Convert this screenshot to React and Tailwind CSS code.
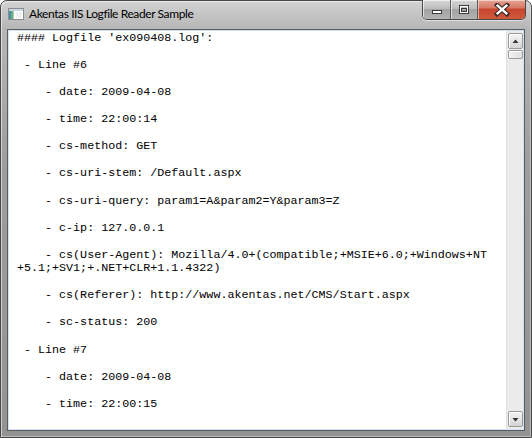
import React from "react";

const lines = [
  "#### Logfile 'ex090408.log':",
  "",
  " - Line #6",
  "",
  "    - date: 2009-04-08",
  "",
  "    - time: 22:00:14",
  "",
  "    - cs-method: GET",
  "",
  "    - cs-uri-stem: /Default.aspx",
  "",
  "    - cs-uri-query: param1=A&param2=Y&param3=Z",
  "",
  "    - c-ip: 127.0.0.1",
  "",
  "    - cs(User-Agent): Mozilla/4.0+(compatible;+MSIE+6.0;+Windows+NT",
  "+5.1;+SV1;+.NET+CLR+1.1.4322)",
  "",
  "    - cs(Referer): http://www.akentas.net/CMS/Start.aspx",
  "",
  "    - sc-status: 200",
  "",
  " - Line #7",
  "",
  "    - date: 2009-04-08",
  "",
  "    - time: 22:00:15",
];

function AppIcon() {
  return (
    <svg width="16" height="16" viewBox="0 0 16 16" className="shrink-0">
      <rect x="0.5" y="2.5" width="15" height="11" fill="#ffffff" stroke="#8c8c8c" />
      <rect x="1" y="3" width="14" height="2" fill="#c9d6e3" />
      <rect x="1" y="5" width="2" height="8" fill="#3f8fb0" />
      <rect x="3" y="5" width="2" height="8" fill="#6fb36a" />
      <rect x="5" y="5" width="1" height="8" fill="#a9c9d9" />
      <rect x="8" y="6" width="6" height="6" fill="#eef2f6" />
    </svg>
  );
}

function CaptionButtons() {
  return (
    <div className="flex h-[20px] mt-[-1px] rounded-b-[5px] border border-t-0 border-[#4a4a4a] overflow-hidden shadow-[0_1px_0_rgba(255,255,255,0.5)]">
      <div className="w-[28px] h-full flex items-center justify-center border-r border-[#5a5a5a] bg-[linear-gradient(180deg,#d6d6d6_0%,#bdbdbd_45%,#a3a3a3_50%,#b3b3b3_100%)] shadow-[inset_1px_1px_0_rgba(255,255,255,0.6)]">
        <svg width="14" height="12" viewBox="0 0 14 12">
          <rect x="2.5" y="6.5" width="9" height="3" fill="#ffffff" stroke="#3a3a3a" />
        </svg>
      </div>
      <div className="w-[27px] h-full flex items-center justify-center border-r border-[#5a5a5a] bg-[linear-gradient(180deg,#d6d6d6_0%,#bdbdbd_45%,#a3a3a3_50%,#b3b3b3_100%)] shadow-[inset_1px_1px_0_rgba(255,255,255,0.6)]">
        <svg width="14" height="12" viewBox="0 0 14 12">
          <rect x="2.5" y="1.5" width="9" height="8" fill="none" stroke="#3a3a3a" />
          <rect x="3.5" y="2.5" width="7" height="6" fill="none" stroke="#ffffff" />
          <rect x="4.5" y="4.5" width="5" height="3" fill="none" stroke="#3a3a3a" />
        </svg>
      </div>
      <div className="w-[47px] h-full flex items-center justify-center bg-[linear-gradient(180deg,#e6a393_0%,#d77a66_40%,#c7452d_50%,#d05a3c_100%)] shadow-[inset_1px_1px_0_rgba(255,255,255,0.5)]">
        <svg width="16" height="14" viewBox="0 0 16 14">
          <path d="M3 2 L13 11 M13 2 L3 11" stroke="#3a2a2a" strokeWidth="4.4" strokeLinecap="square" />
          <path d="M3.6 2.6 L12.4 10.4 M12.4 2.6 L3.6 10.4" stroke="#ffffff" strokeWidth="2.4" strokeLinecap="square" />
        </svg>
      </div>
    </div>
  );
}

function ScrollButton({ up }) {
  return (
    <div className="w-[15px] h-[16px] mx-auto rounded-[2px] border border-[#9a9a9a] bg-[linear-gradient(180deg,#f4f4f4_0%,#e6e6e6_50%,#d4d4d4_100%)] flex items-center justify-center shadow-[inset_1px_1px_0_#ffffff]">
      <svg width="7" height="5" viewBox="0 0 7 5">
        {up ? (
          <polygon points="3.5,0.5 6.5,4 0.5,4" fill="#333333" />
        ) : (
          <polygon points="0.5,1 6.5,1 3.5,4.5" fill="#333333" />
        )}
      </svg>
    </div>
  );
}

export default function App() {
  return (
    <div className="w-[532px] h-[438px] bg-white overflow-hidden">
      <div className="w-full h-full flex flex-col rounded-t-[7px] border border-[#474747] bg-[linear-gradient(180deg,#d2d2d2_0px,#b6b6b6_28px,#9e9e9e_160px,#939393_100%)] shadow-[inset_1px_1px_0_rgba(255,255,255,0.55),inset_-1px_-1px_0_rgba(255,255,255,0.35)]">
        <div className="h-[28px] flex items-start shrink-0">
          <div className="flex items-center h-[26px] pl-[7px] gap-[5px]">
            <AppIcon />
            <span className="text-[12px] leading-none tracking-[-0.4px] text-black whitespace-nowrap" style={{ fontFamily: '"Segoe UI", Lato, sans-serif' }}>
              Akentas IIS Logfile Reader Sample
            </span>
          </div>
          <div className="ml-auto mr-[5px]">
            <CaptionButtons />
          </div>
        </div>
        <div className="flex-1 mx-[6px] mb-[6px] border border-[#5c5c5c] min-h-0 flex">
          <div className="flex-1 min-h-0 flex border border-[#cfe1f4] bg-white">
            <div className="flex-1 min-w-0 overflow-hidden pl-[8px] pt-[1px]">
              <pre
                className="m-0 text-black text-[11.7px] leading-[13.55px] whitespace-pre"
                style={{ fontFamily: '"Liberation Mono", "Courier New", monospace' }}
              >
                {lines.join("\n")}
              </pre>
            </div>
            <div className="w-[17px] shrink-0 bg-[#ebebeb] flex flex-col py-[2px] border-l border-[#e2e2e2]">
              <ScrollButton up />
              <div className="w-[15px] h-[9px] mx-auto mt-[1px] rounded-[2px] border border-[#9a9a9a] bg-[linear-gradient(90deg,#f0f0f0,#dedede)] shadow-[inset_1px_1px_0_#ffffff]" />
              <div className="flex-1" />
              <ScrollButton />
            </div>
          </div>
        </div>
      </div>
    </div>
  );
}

◇ ◇ ◇ ◇

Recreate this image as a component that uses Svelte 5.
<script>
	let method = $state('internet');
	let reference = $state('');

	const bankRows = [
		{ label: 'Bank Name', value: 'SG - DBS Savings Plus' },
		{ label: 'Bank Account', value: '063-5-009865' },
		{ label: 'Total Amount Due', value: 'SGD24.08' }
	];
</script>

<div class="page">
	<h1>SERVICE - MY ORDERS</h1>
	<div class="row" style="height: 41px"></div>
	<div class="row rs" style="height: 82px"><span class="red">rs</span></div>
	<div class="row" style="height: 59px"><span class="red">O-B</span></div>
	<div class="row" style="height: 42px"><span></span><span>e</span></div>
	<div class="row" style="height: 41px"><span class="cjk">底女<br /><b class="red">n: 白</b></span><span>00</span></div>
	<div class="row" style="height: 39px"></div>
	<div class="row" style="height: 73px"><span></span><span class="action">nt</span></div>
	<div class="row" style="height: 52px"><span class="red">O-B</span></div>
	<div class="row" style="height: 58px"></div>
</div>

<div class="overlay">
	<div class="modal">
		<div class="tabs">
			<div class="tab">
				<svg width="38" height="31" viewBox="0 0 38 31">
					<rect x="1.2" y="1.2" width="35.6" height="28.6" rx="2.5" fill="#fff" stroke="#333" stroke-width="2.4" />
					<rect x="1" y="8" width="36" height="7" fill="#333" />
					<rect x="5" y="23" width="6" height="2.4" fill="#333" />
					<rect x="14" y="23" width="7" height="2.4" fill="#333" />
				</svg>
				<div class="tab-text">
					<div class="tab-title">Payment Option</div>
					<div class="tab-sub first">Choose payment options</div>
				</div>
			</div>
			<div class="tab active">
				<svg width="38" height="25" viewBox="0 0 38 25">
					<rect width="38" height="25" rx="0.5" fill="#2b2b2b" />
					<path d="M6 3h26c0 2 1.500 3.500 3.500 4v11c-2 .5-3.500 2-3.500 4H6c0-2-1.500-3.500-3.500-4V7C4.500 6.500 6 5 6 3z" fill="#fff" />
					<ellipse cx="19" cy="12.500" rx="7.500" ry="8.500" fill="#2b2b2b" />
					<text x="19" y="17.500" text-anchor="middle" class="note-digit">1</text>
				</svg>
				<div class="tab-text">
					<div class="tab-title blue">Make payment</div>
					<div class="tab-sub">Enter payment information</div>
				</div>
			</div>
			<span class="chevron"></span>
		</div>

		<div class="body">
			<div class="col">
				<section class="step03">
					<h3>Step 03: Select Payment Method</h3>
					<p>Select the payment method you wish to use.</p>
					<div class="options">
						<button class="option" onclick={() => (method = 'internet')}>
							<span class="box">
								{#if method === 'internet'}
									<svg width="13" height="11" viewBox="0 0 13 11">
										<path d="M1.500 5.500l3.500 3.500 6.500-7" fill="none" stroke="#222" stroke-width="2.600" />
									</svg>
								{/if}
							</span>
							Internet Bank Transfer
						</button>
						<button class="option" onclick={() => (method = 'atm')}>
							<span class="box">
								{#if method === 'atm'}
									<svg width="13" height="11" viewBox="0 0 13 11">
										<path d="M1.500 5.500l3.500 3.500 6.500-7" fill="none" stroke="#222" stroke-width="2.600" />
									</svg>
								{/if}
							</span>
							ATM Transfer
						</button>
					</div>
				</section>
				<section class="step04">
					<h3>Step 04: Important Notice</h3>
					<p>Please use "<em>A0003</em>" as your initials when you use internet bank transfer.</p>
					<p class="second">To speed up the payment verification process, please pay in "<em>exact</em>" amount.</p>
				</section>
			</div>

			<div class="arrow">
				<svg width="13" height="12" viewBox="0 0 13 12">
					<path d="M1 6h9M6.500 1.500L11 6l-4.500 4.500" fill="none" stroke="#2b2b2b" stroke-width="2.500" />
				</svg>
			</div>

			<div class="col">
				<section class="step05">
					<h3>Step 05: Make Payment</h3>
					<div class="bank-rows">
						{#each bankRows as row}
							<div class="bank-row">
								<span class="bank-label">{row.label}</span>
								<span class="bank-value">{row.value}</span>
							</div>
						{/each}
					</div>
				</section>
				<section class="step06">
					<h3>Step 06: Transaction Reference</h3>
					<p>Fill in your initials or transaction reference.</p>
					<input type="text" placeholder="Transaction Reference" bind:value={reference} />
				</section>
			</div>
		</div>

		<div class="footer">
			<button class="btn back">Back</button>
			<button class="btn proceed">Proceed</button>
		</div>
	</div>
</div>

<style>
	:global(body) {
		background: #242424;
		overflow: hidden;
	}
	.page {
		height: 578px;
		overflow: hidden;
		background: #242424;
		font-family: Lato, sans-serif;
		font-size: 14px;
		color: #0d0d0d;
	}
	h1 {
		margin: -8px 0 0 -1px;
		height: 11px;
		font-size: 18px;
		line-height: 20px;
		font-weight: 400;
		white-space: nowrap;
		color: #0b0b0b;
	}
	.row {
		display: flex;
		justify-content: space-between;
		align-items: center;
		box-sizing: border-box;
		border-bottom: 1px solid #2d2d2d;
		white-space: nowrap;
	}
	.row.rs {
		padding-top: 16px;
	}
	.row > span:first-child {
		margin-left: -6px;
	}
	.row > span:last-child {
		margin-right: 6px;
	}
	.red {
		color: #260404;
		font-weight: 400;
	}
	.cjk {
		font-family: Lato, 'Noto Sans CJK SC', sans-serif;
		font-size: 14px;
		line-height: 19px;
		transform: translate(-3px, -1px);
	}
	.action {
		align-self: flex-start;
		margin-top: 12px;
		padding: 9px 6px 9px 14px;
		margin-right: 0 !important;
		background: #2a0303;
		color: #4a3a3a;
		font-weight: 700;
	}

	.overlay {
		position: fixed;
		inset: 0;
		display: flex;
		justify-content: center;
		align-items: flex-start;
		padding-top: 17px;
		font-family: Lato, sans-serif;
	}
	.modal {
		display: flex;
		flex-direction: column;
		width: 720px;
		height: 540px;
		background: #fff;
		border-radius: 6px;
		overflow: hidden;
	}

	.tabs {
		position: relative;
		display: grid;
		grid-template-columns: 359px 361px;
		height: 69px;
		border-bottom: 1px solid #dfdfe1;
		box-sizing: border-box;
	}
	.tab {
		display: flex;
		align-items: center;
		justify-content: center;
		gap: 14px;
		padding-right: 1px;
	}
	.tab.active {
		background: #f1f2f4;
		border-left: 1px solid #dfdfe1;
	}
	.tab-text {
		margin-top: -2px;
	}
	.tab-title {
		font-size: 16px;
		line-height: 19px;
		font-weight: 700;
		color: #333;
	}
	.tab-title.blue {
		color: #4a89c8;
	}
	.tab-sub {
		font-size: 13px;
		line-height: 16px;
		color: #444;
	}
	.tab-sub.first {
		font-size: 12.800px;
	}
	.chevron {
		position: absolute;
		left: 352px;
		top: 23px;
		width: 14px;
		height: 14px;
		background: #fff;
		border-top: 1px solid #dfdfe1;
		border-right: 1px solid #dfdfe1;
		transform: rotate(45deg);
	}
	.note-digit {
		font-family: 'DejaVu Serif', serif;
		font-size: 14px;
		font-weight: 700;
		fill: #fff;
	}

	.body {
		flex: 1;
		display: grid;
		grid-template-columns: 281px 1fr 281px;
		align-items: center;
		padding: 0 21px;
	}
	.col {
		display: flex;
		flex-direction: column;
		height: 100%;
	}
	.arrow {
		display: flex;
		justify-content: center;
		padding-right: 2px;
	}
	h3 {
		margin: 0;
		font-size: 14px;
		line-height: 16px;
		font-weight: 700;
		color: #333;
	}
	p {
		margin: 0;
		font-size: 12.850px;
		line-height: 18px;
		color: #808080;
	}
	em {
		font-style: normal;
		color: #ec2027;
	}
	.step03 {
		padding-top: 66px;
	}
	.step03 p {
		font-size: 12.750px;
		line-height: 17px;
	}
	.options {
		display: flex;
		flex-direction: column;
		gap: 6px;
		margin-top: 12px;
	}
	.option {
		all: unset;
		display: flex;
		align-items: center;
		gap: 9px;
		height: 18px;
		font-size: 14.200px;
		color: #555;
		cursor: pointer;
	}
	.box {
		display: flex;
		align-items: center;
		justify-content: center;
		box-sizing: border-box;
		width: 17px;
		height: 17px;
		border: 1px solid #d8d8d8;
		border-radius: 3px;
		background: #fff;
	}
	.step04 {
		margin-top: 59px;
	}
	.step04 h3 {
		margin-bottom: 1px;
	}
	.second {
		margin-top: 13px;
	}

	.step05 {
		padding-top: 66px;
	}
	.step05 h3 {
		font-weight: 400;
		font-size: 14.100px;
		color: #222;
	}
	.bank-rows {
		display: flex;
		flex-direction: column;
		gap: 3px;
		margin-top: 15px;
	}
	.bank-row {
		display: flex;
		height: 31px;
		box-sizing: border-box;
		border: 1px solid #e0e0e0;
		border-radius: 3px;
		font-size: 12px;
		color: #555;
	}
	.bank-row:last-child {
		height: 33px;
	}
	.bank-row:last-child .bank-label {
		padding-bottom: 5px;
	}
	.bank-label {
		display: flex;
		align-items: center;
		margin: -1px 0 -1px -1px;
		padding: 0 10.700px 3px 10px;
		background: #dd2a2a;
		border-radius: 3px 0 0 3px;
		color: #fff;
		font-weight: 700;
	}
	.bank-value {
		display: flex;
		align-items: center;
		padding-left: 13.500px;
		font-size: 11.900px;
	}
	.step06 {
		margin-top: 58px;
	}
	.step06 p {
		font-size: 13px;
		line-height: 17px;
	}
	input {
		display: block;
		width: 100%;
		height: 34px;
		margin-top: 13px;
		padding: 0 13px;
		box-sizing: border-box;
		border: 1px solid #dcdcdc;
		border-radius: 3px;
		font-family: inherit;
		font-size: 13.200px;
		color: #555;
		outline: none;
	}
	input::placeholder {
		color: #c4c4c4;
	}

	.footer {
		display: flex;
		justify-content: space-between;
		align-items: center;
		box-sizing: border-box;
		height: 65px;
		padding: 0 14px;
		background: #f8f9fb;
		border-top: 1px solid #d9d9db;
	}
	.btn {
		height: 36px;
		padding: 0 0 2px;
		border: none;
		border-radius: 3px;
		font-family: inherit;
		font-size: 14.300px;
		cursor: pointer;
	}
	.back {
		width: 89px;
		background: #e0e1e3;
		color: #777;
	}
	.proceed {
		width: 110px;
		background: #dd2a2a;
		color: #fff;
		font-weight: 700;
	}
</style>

◇ ◇ ◇ ◇

In the listing above, find the line containing "Convert this screenshot" and the line containing "import React from". Print those two lines and every line between them exactly, with no pictures.

Convert this screenshot to React and Tailwind CSS code.
import React from "react";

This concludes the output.